2001 Kerry Senior Hurling Championship
- Dates: 21 July – 30 September 2001
- Teams: 9
- Sponsor: AIB
- Champions: Kilmoyley (17th title) James McCarthy (captain) John Meyler (manager)
- Runners-up: Ballyheigue Pat Harrington (captain) John Lucid (manager)

Tournament statistics
- Matches played: 8
- Goals scored: 16 (2 per match)
- Points scored: 163 (20.38 per match)
- Top scorer(s): Shane Brick (1-25)

= 2001 Kerry Senior Hurling Championship =

100th staging of the Kerry Senior Hurling Championship since 1889

The 2001 Kerry Senior Hurling Championship was the 100th staging of the Kerry Senior Hurling Championship since its establishment by the Kerry County Board in 1889. The championship draw took place on 4 April 2001. The championship ran from 21 July to 30 September 2001.

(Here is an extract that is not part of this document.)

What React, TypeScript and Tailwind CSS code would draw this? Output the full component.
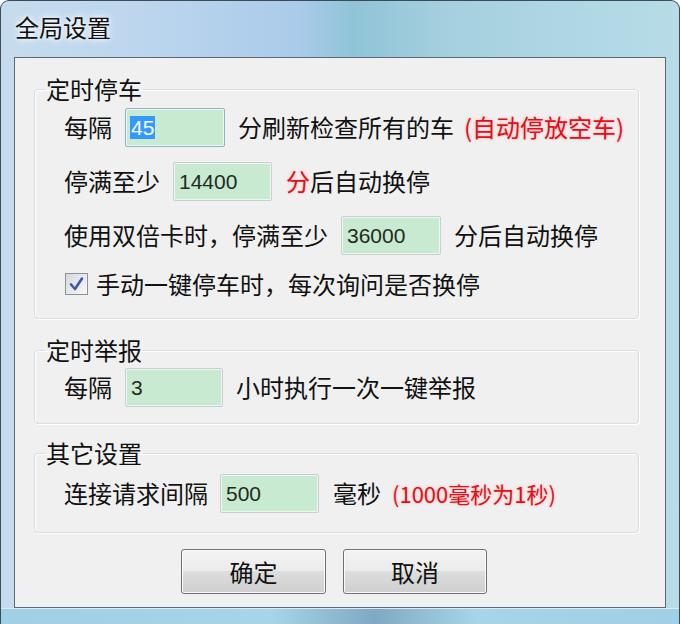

Ballyheigue were the defending champions.

The final was played on 30 September 2001 at Austin Stack Park in Tralee, between Kilmoyley and Ballyheigue, in what was their third meeting in the final overall and a first final meeting in 53 years. Kilmoyley won the match by 2–08 to 2–07 to claim their 17th championship title overall and a first title in 30 years.

Kilmoyley's Shane Brick was the championship's top scorer with 1-25.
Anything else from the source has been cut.